To me, this is the part that really seals the deal. When
civilians can track potential weapons in orbit better than governments used to,
transparency stops being optional. It becomes another battlefield. If knowledge
is power, then companies are arming themselves without firing a shot. And every
time they reveal a little more, the world gets a clearer look at how close we
really are to conflict in space.
It’s funny—people keep asking when the next world war
might start. But they’re looking in the wrong place. They stare at borders,
deserts, oceans, and old flashpoints on old maps. The next war won’t start in
the trenches. It won’t start at sea. It won’t even start in the air. It will
start with a blip on a screen, a satellite that goes dark, a maneuver that
crosses an invisible line five hundred miles above our heads.

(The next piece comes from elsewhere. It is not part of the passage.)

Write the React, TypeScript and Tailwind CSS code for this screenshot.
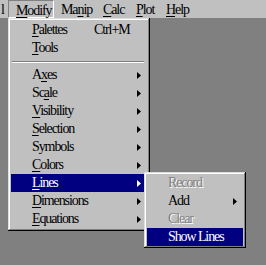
import React from 'react';

type Item = {
  label: string;
  ul?: number;
  shortcut?: string;
  sub?: boolean;
  active?: boolean;
  disabled?: boolean;
  sep?: boolean;
};

const mainItems: Item[] = [
  { label: 'Palettes', ul: 0, shortcut: 'Ctrl+M' },
  { label: 'Tools', ul: 0 },
  { label: '', sep: true },
  { label: 'Axes', ul: 1, sub: true },
  { label: 'Scale', ul: 2, sub: true },
  { label: 'Visibility', ul: 0, sub: true },
  { label: 'Selection', ul: 0, sub: true },
  { label: 'Symbols', sub: true },
  { label: 'Colors', ul: 0, sub: true },
  { label: 'Lines', ul: 0, sub: true, active: true },
  { label: 'Dimensions', ul: 0, sub: true },
  { label: 'Equations', ul: 0, sub: true },
];

const subItems: Item[] = [
  { label: 'Record', disabled: true },
  { label: 'Add', sub: true },
  { label: 'Clear', disabled: true },
  { label: 'Show Lines', active: true },
];

const Label = ({ text, ul }: { text: string; ul?: number }) => {
  if (ul === undefined) return <>{text}</>;
  return (
    <>
      {text.slice(0, ul)}
      <span className="underline decoration-1 underline-offset-[2px]">{text[ul]}</span>
      {text.slice(ul + 1)}
    </>
  );
};

const Arrow = ({ white }: { white?: boolean }) => (
  <svg width="4" height="7" viewBox="0 0 4 7" className="ml-auto">
    <path d="M0 0L4 3.5L0 7Z" fill={white ? '#fff' : '#000'} />
  </svg>
);

const bevel =
  'shadow-[inset_-1px_-1px_0_#000,inset_1px_1px_0_#dfdfdf,inset_-2px_-2px_0_#808080,inset_2px_2px_0_#fff]';

const Row = ({ item, pr }: { item: Item; pr: string }) => {
  if (item.sep) {
    return (
      <div className="h-[9px] flex items-center pl-[1px] pr-[1px]">
        <div className="w-full h-[2px] border-t border-t-[#808080] border-b border-b-white" />
      </div>
    );
  }
  return (
    <div
      className={`h-[18px] flex items-center pl-[21px] ${pr} ${
        item.active ? 'bg-[#000080] text-white' : item.disabled ? 'text-[#808080] [text-shadow:1px_1px_0_#fff]' : 'text-black'
      }`}
    >
      <span className="w-[62px] whitespace-nowrap">
        <Label text={item.label} ul={item.ul} />
      </span>
      {item.shortcut && <span className="whitespace-nowrap">{item.shortcut}</span>}
      {item.sub && <Arrow white={item.active} />}
    </div>
  );
};

export default function App() {
  return (
    <div className="relative w-[266px] h-[265px] overflow-hidden bg-[#808080] font-['Liberation_Serif',serif] text-[14px] tracking-[-1.1px] leading-none">
      <div className="h-[18px] bg-[#c0c0c0] flex items-stretch">
        <div className="w-[8px] pl-[1px] pt-[3px]">l</div>
        <div className="w-[46px] pl-[7px] pt-[3px] border-t border-l border-t-[#808080] border-l-[#808080] border-b border-r border-b-white border-r-white">
          <Label text="Modify" ul={0} />
        </div>
        <div className="w-[43px] pl-[7px] pt-[3px]">
          <Label text="Manip" ul={2} />
        </div>
        <div className="w-[33px] pl-[6px] pt-[3px]">
          <Label text="Calc" ul={0} />
        </div>
        <div className="w-[30px] pl-[6px] pt-[3px]">
          <Label text="Plot" ul={0} />
        </div>
        <div className="w-[30px] pl-[6px] pt-[3px]">
          <Label text="Help" ul={0} />
        </div>
      </div>

      <div className={`absolute left-[8px] top-[18px] w-[142px] bg-[#c0c0c0] pt-[3px] pb-[3px] pl-[3px] pr-[5px] ${bevel}`}>
        {mainItems.map((it, i) => (
          <Row key={i} item={it} pr="pr-[4px]" />
        ))}
      </div>

      <div className={`absolute left-[144px] top-[172px] w-[102px] bg-[#c0c0c0] py-[2px] px-[3px] ${bevel}`}>
        {subItems.map((it, i) => (
          <Row key={i} item={it} pr="pr-[6px]" />
        ))}
      </div>
    </div>
  );
}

There’s a proverb that says the higher the branch, the
stronger the wind. Well, space is the highest branch humanity has climbed.
And the wind is picking up.
Military competition in space isn’t coming someday. It’s
here now, humming just above the clouds, waiting for the first shove. And once
it starts, don’t expect it to stay quiet. The silence of space is just the calm
before a storm humanity has never seen before.